Il n’y aura pas de dépression comme en 1929 et l’économie va traverser cette passe sans trop de casse, excepté ceux que le travail laisse sur le rancart de la vie décente, qu’ils soient travailleurs précaires, classiques ou en RSA, ou chômeurs ou au RMI. Le plus regrettable, c’est que l’analyse de cette crise ne débouche pas sur des vérités susceptibles de débattre sur le concept de société et d’aboutir vers un monde plus équitable. Il faut entendre François Hollande utiliser cette crise pour attaquer bêtement Sarkozy sans réfléchir plus loin qu’un neurone de blonde. A se demander si un PS définitivement mort ne serait pas le seul salut de la gauche. Que se passe-t-il en réalité ? La finance veut trop de profit. Pour parvenir à ses fins, il faut que le coût du travail baisse (ou que la productivité augmente suffisamment, ce qui n’est pas possible pour réaliser les profits voulus par cette caste de la finance). Eh bien, elle y a réussi. Des formidables profits ont été réalisés avant 2007 et ceux à venir sont perdus, mais le contribuable va payer. Le travailleur va alors payer plus d’impôts pour servir le système du profit. Par le canal étatique.
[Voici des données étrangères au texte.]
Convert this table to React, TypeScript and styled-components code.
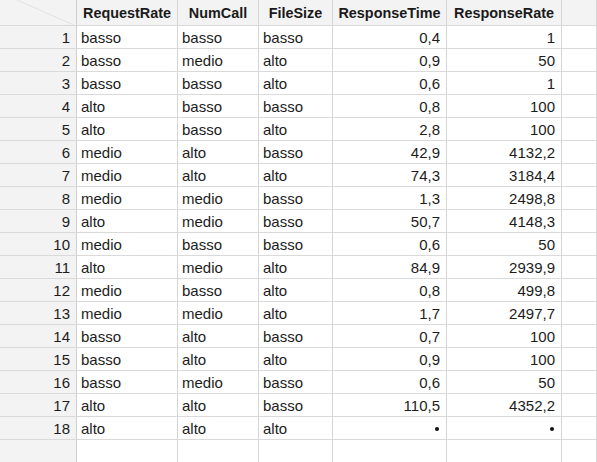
import React from "react";
import styled, { createGlobalStyle } from "styled-components";

const Global = createGlobalStyle`
  html, body { margin: 0; padding: 0; background: #ffffff; }
  body { font-family: "Liberation Sans", Arial, sans-serif; overflow: hidden; }
`;

const Sheet = styled.div`
  display: grid;
  grid-template-columns: 77px 101px 81px 74px 114px 115px 1fr;
  grid-auto-rows: 23px;
  grid-template-rows: 26px;
  width: 597px;
  height: 462px;
  overflow: hidden;
  color: #1c1c1c;
`;

const BaseCell = styled.div`
  box-sizing: border-box;
  border-right: 1px solid #d6d6d6;
  border-bottom: 1px solid #dadada;
  display: flex;
  align-items: center;
  white-space: nowrap;
  overflow: hidden;
`;

const Corner = styled(BaseCell)`
  position: relative;
  background: #f3f3f3;
  border-right-color: #cfcfcf;
`;

const CornerLine = styled.svg`
  position: absolute;
  left: 0;
  top: 0;
`;

const HeaderCell = styled(BaseCell)`
  background: #f3f3f3;
  justify-content: center;
  font-weight: bold;
  font-size: 14.4px;
  color: #1a1a1a;
  padding-top: 1px;
`;

const RowNum = styled(BaseCell)`
  background: #f3f3f3;
  justify-content: flex-end;
  padding-right: 6px;
  font-size: 15px;
  border-right-color: #cfcfcf;
`;

const Cell = styled(BaseCell)<{ $num?: boolean }>`
  background: #ffffff;
  font-size: 15px;
  justify-content: ${(p) => (p.$num ? "flex-end" : "flex-start")};
  padding: ${(p) => (p.$num ? "0 6px 0 0" : "0 0 0 4px")};
`;

const Dot = styled.span`
  display: inline-block;
  width: 4px;
  height: 4px;
  border-radius: 50%;
  background: #111;
  margin-right: 1px;
  margin-top: 2px;
`;

const headers = ["RequestRate", "NumCall", "FileSize", "ResponseTime", "ResponseRate"];

type Row = [string, string, string, string | null, string | null];

const rows: Row[] = [
  ["basso", "basso", "basso", "0,4", "1"],
  ["basso", "medio", "alto", "0,9", "50"],
  ["basso", "basso", "alto", "0,6", "1"],
  ["alto", "basso", "basso", "0,8", "100"],
  ["alto", "basso", "alto", "2,8", "100"],
  ["medio", "alto", "basso", "42,9", "4132,2"],
  ["medio", "alto", "alto", "74,3", "3184,4"],
  ["medio", "medio", "basso", "1,3", "2498,8"],
  ["alto", "medio", "basso", "50,7", "4148,3"],
  ["medio", "basso", "basso", "0,6", "50"],
  ["alto", "medio", "alto", "84,9", "2939,9"],
  ["medio", "basso", "alto", "0,8", "499,8"],
  ["medio", "medio", "alto", "1,7", "2497,7"],
  ["basso", "alto", "basso", "0,7", "100"],
  ["basso", "alto", "alto", "0,9", "100"],
  ["basso", "medio", "basso", "0,6", "50"],
  ["alto", "alto", "basso", "110,5", "4352,2"],
  ["alto", "alto", "alto", null, null],
];

const NumValue = ({ v }: { v: string | null }) => (v === null ? <Dot /> : <>{v}</>);

export default function App() {
  return (
    <>
      <Global />
      <Sheet>
        <Corner>
          <CornerLine width="77" height="26" viewBox="0 0 77 26">
            <line x1="17" y1="0" x2="74" y2="25" stroke="#e2e2e2" strokeWidth="1" />
          </CornerLine>
        </Corner>
        {headers.map((h) => (
          <HeaderCell key={h}>{h}</HeaderCell>
        ))}
        <HeaderCell />
        {rows.map((r, i) => (
          <React.Fragment key={i}>
            <RowNum>{i + 1}</RowNum>
            <Cell>{r[0]}</Cell>
            <Cell>{r[1]}</Cell>
            <Cell>{r[2]}</Cell>
            <Cell $num>
              <NumValue v={r[3]} />
            </Cell>
            <Cell $num>
              <NumValue v={r[4]} />
            </Cell>
            <Cell />
          </React.Fragment>
        ))}
        <RowNum />
        <Cell />
        <Cell />
        <Cell />
        <Cell />
        <Cell />
        <Cell />
      </Sheet>
    </>
  );
}
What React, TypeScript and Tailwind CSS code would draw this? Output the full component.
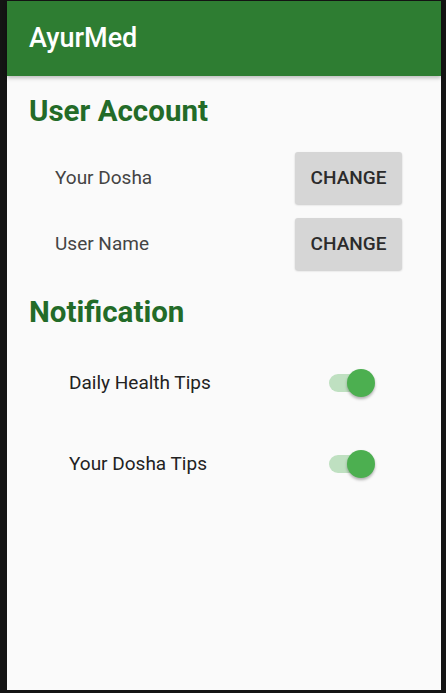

Le travailleur aura alors moins sur la fiche de paye. Et le tour est joué. Le coût du travail a baissé, non pas dans une entreprise ou un secteur, mais d’une manière mutualisée. Ils sont forts ces magiciens aux commandes des Etats ploutocratiques d’Amérique. Des Etats unis pour faire baisser le coût du travail !
The show must go on ! Cette crise, c’était une occasion pour réfléchir sur les excès du système que j’appelle capitalisme de siphonage ici, et ailleurs, national-capitalisme ; et inventer un autre pacte économique (du concret, pas du Bretton Woods de chez Guaino !) Mais tout va rentrer dans l’ordre. Vous pouvez reprendre votre sommeil ordinaire (D’ailleurs, le citoyen ordinaire se complaît dans un état d’incompétence politique, pour preuve, la Sécu qui sombre, par la faute des professionnels et des usagers, unis dans une même gabegie et la bénédiction des mutuelles qui font du profit). Un jour, après le grand krach de notre ère contemporaine, après le pétrole, pourrait venir un capitalisme de civilisation. Si nous le voulons.